Saudi Arabia's energy minister Prince Abdulaziz bin Salman recently stated he saw no evidence of a crude shortage despite fears of a new surge in prices in the coming months.
"The issue is not the lack of crude oil. Even if we supply it...where are the refineries that will convert it?" he said mid-October at the India Energy Forum by CERAWeek, rebutting claims from key producers such as India, the US and Japan that OPEC+ should do more to alleviate the spike in oil prices.
OPEC+ has been sticking to its script of bringing on 400,000 b/d of crude to the market each month, with the Saudi energy minister suggesting panic buying is causing much of the market tightness.
Independent oil consultant Anas Al-Hajji agrees.

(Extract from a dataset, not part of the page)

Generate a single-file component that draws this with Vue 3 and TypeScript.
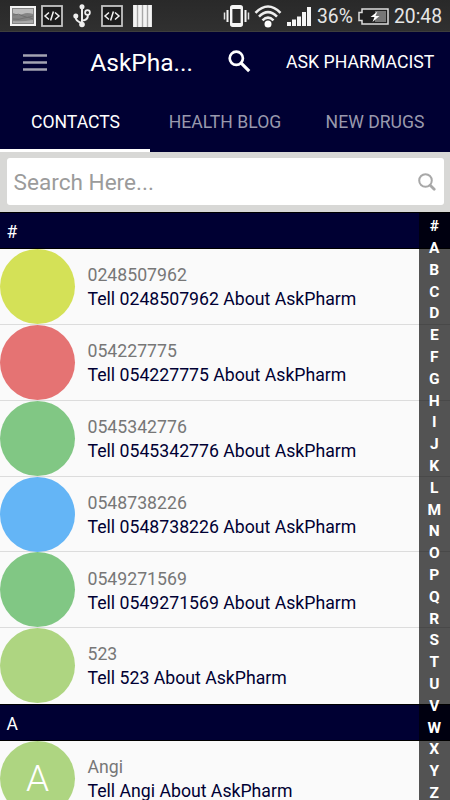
<script setup lang="ts">
interface Contact {
  name: string
  tone: string
  initial?: string
}
interface Section {
  title: string
  contacts: Contact[]
}

const tabs: string[] = ['CONTACTS', 'HEALTH BLOG', 'NEW DRUGS']
const sections: Section[] = [
  {
    title: '#',
    contacts: [
      { name: '0248507962', tone: 'lime' },
      { name: '054227775', tone: 'red' },
      { name: '0545342776', tone: 'green' },
      { name: '0548738226', tone: 'blue' },
      { name: '0549271569', tone: 'green' },
      { name: '523', tone: 'olive' },
    ],
  },
  { title: 'A', contacts: [{ name: 'Angi', tone: 'olive', initial: 'A' }] },
]
const letters: string[] = '#ABCDEFGHIJKLMNOPQRSTUVWXYZ'.split('')
</script>

<template>
  <div class="screen">
    <header class="status">
      <svg class="i-picture" width="26" height="20" viewBox="0 0 26 20">
        <rect x="1" y="1" width="24" height="18" fill="#858585" stroke="#f4f4f4" stroke-width="2" />
        <path d="M3 3h20v5q-6-2-10 0t-10-1z" fill="#bcbcbc" />
        <path d="M3 9q6-2 10 1t10 0M3 13q7 1 11-1t9 1" fill="none" stroke="#707070" />
        <path d="M3 15q8 1 20-1v3H3z" fill="#aaa" />
      </svg>
      <svg class="i-code" width="22" height="22" viewBox="0 0 22 22">
        <rect x="1" y="1" width="20" height="20" fill="#1c1c1c" stroke="#c4c4c4" stroke-width="1.8" />
        <path d="M8 7.500L4 11l4 3.500M14 7.500l4 3.500-4 3.500M12.400 6.500l-2.800 9" fill="none" stroke="#f2f2f2" stroke-width="1.5" />
      </svg>
      <svg class="i-usb" width="18" height="24" viewBox="0 0 18 24">
        <path d="M9 3v18M9 19c-4-1-6.500-3-6.500-6.500M9 16.500c4 0 6-2 6-6" fill="none" stroke="#eee" stroke-width="2" />
        <circle cx="9" cy="2.800" r="2.500" fill="#eee" />
        <circle cx="2.800" cy="12" r="2.500" fill="#eee" />
        <circle cx="14.500" cy="8.500" r="2.400" fill="#333" stroke="#eee" stroke-width="1.700" />
        <circle cx="9" cy="20.500" r="2.800" fill="#eee" />
      </svg>
      <svg class="i-code2" width="22" height="22" viewBox="0 0 22 22">
        <rect x="1" y="1" width="20" height="20" fill="#1c1c1c" stroke="#c4c4c4" stroke-width="1.8" />
        <path d="M8 7.500L4 11l4 3.500M14 7.500l4 3.500-4 3.500M12.400 6.500l-2.800 9" fill="none" stroke="#f2f2f2" stroke-width="1.5" />
      </svg>
      <svg class="i-bars" width="19" height="22" viewBox="0 0 19 22">
        <rect width="19" height="22" fill="#a8a8a8" />
        <path d="M2 0v22M7 0v22M12 0v22M17 0v22" stroke="#f4f4f4" stroke-width="3.600" />
      </svg>
      <svg class="i-vibrate" width="27" height="22" viewBox="0 0 27 22">
        <rect x="8.200" y="1.200" width="10.600" height="19.600" rx="1.500" fill="none" stroke="#f5f5f5" stroke-width="2.400" />
        <path d="M8 3h11M8 19h11" stroke="#f5f5f5" stroke-width="2" />
        <path d="M4.500 5v12M22.500 5v12" stroke="#f5f5f5" stroke-width="2" />
        <path d="M1.500 7.500v7M25.500 7.500v7" stroke="#e0e0e0" stroke-width="1.500" />
      </svg>
      <svg class="i-wifi" width="28" height="24" viewBox="0 0 28 24">
        <g fill="none" stroke="#eee" stroke-width="2.600">
          <path d="M1.500 8.800Q14-3.800 26.500 8.800" />
          <path d="M5 12.600Q14 3.600 23 12.600" />
          <path d="M8.500 16.300Q14 10.800 19.500 16.300" />
        </g>
        <circle cx="14" cy="20" r="3.500" fill="#fff" />
      </svg>
      <svg class="i-signal" width="25" height="19" viewBox="0 0 25 19">
        <path d="M0 15h4v4H0zM5 12.500h4V19H5zM10 9.500h4V19h-4zM15 5h4v14h-4zM20 0h4v19h-4z" fill="#f5f5f5" />
      </svg>
      <span class="percent">36%</span>
      <svg class="i-battery" width="31" height="17" viewBox="0 0 31 17">
        <path d="M4 1h26v15H4v-3.500H1v-8h3z" fill="#222" stroke="#ddd" stroke-width="1.500" />
        <rect x="17" y="3" width="11" height="11" fill="#777" />
        <path d="M19.500 3.500L12.500 9h4l-2 5 7-6h-4z" fill="#fff" />
      </svg>
      <span class="clock">20:48</span>
    </header>

    <div class="toolbar">
      <svg class="menu" width="24" height="17" viewBox="0 0 24 17">
        <path d="M0 1.500h24M0 8.500h24M0 15.500h24" stroke="#a3a3b2" stroke-width="2.400" />
      </svg>
      <h1>AskPha...</h1>
      <svg class="find" width="23" height="23" viewBox="0 0 23 23">
        <circle cx="8.300" cy="8.300" r="6.600" fill="none" stroke="#fff" stroke-width="2.700" />
        <path d="M13.200 13.200l8 8" stroke="#fff" stroke-width="3.200" />
      </svg>
      <span class="ask">ASK PHARMACIST</span>
    </div>

    <nav class="tabs">
      <div v-for="(tab, i) in tabs" :key="tab" class="tab" :class="{ active: i === 0 }">
        <span>{{ tab }}</span>
      </div>
    </nav>

    <div class="search">
      <div class="field">
        <span>Search Here...</span>
        <svg width="18" height="18" viewBox="0 0 18 18">
          <circle cx="7.500" cy="7.500" r="6.300" fill="none" stroke="#a8a8a8" stroke-width="2" />
          <path d="M12.200 12.200l4 4" stroke="#a8a8a8" stroke-width="2.800" stroke-linecap="round" />
        </svg>
      </div>
    </div>

    <main class="list">
      <section v-for="section in sections" :key="section.title">
        <h2>{{ section.title }}</h2>
        <div v-for="contact in section.contacts" :key="contact.name" class="row">
          <div class="avatar" :class="contact.tone">{{ contact.initial }}</div>
          <div class="text">
            <div class="name">{{ contact.name }}</div>
            <div class="tell">Tell {{ contact.name }} About AskPharm</div>
          </div>
        </div>
      </section>
      <aside class="index">
        <span v-for="letter in letters" :key="letter">{{ letter }}</span>
      </aside>
    </main>
  </div>
</template>

<style>
body {
  margin: 0;
  overflow: hidden;
}
</style>

<style scoped>
.screen {
  width: 450px;
  height: 800px;
  overflow: hidden;
  display: flex;
  flex-direction: column;
  background: #fafafa;
  font-family: Roboto, sans-serif;
}
svg {
  flex: none;
  display: block;
}
.status {
  flex: none;
  box-sizing: border-box;
  height: 32px;
  display: flex;
  align-items: center;
  padding: 1px 0 0 9.500px;
  background: linear-gradient(#292929, #303030);
  border-bottom: 1px solid #3d3d3d;
  color: #e6e6e6;
  font-size: 19.300px;
  white-space: nowrap;
}
.i-code { margin-left: 5.500px; }
.i-usb { margin-left: 10px; }
.i-code2 { margin-left: 10px; }
.i-bars { margin-left: 9.500px; }
.i-vibrate { margin-left: 71.500px; }
.i-wifi { margin-left: 3.500px; }
.i-signal { margin-left: 5.500px; }
.percent {
  width: 36px;
  margin-left: 5px;
}
.i-battery { margin-left: 4.500px; }
.clock { margin-left: 5.500px; }
.toolbar {
  flex: none;
  height: 60px;
  display: flex;
  align-items: center;
  background: #000033;
  color: #fff;
  white-space: nowrap;
}
.menu { margin-left: 23px; }
h1 {
  width: 104px;
  margin: 0 0 0 43.300px;
  font-size: 24.500px;
  font-weight: 400;
}
.find {
  margin: -2px 0 0 33.700px;
}
.ask {
  margin-left: 35px;
  font-size: 17.700px;
}
.tabs {
  flex: none;
  height: 59.500px;
  display: grid;
  grid-template-columns: repeat(3, 1fr);
  background: #000033;
  color: #9999ad;
  font-size: 17.600px;
}
.tab {
  box-sizing: border-box;
  display: flex;
  align-items: center;
  justify-content: center;
  padding-top: 4px;
  border-bottom: 3px solid transparent;
}
.active {
  padding-left: 1px;
  color: #fff;
  border-color: #fff;
}
.search {
  flex: none;
  box-sizing: border-box;
  height: 60.500px;
  padding: 6.500px 6.500px 7px 7px;
  background: #d8d8d6;
}
.field {
  box-sizing: border-box;
  height: 47px;
  display: flex;
  align-items: center;
  justify-content: space-between;
  padding: 1px 8px 0 6.500px;
  border-radius: 3px;
  background: #fff;
  color: #9b9b9b;
  font-size: 22.600px;
}
.list {
  position: relative;
  flex: 1;
  min-height: 0;
  overflow: hidden;
}
h2 {
  box-sizing: border-box;
  height: 37px;
  margin: 0;
  padding-left: 6.500px;
  border-top: 1px solid #000;
  border-bottom: 1px solid #000;
  background: #000033;
  color: #fff;
  font-size: 17.500px;
  font-weight: 400;
  line-height: 38px;
}
.row {
  box-sizing: border-box;
  height: 75.850px;
  display: flex;
  border-bottom: 1px solid #dcdcdc;
}
.row:last-child {
  border-color: transparent;
}
.avatar {
  flex: none;
  width: 75px;
  height: 75px;
  border-radius: 50%;
  color: #fff;
  font-size: 37px;
  font-weight: 300;
  line-height: 76px;
  text-align: center;
}
.lime { background: #d4e157; }
.red { background: #e57373; }
.green { background: #81c784; }
.blue { background: #64b5f6; }
.olive { background: #aed581; }
.text {
  padding: 14.250px 0 0 12.500px;
  font-size: 17.680px;
  line-height: 24px;
  white-space: nowrap;
}
.name { color: #777; }
.tell { color: #000033; }
.index {
  position: absolute;
  top: 0;
  right: 0;
  width: 31.500px;
  height: 100%;
  box-sizing: border-box;
  display: flex;
  flex-direction: column;
  gap: 8.800px;
  padding-top: 8.300px;
  background: rgba(0, 0, 0, 0.67);
  color: #fff;
  font-size: 15.500px;
  font-weight: 700;
  text-align: center;
}
.index span {
  flex: none;
  height: 13px;
  line-height: 13px;
}
</style>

"There were no refiners who needed oil and couldn't get it. Should the situation change in the winter, we may get a short squeeze until oil arrives from Saudi Arabia and its allies," he says.
Oil prices have doubled since October 2020 and appear well supported above $80/b, with analysts pointing to the sharp decline in crude stocks this year which took OECD inventories to their lowest level since 2015.
However, with 2.8 billion barrels of crude in OECD commercial storage, according to Platts data, stocks remain adequate and even higher than at any other point since 2000. Added to that is a still-sizeable global spare capacity buffer of well over 3 million b/d according to Platts Analytics estimates, as well as larger Chinese oil stocks now than at that time.
Nevertheless, Goldman Sachs and UBS analysts continue to revise their oil forecasts higher and money managers have cut their short positions by more than 15% between Oct. 12-19, while reducing their longs by only 1%, according to Platts Analytics.
"The considerable reduction in short holdings, the largest since mid-June, indicates that hedge funds and asset managers are now more confident in the strength of the buying support and now cutting loose their downside protections," Platts Analytics said in a note.
It appears that for now the futures market has a momentum beyond the physical market. OPEC+ will have to consider that very dynamic when it meets again in early November but it seems the group is so far focused on fundamentals.